A quelques kilomètres de l'usine, dans le petit village de Río Grande, 1 500 habitants, on y croit pourtant. Dans les rues poussiéreuses encombrées de camions, les chantiers se sont multipliés. Juché sur un échafaudage, Don Fréla Ali, président de la coopérative locale des chauffeurs routiers, apporte la dernière touche à la construction du premier hôtel « tout confort » de Río Grande – « avec téléviseurs et salles de bains privées », précise-t-il – destiné à loger les ingénieurs de Llipi Llipi. L'énergique quinquagénaire est convaincu que la nouvelle usine sera elle aussi une grande attraction : un laboratoire du futur, où se presseront les visiteurs avides de percer le mystère de cette économie postindustrielle, célébrée comme plus respectueuse de l'environnement que celle basée sur les énergies fossiles. En oubliant que tout n'est pas si rose dans le monde vert des énergies renouvelables…
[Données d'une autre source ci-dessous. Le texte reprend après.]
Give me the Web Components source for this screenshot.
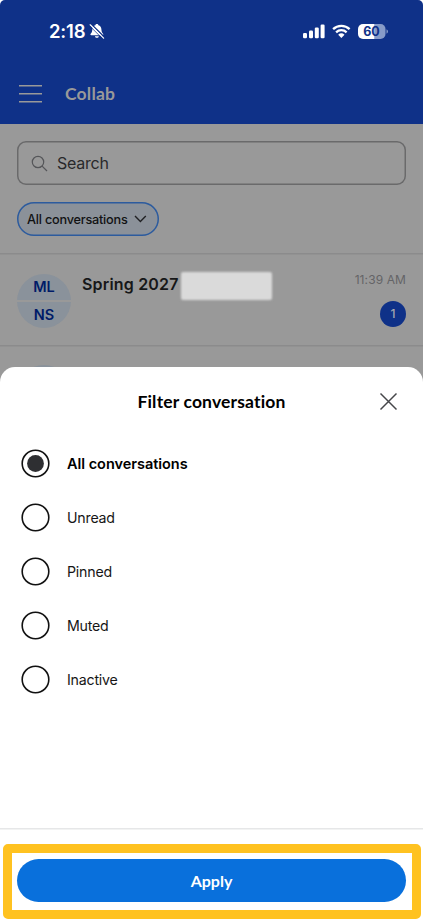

Plusieurs études, comme celle de la Banque mondiale publiée en juin 2017, pointent l'augmentation énorme de la demande de minéraux – lithium, mais également cuivre, nickel et terres rares– nécessaires pour alimenter nos besoins futurs en énergies décarbonées. « Nous pensions entrer dans une ère heureuse de dématérialisation et de services plus respectueux de la planète, voire "neutres en carbone". Or, il n'en est rien », assène Philippe Bihouix, ingénieur et auteur de plusieurs essais sur la question des ressources (Le Bonheur était pour demain, Seuil, 2019). Son constat est sévère : « Pour alimenter la croissance, il nous faut extraire toujours plus de tonnes, toujours plus profond, avec des moyens toujours plus puissants, dans des lieux toujours plus reculés. » Et désormais, grâce aux énergies dites « vertes », en toute bonne conscience.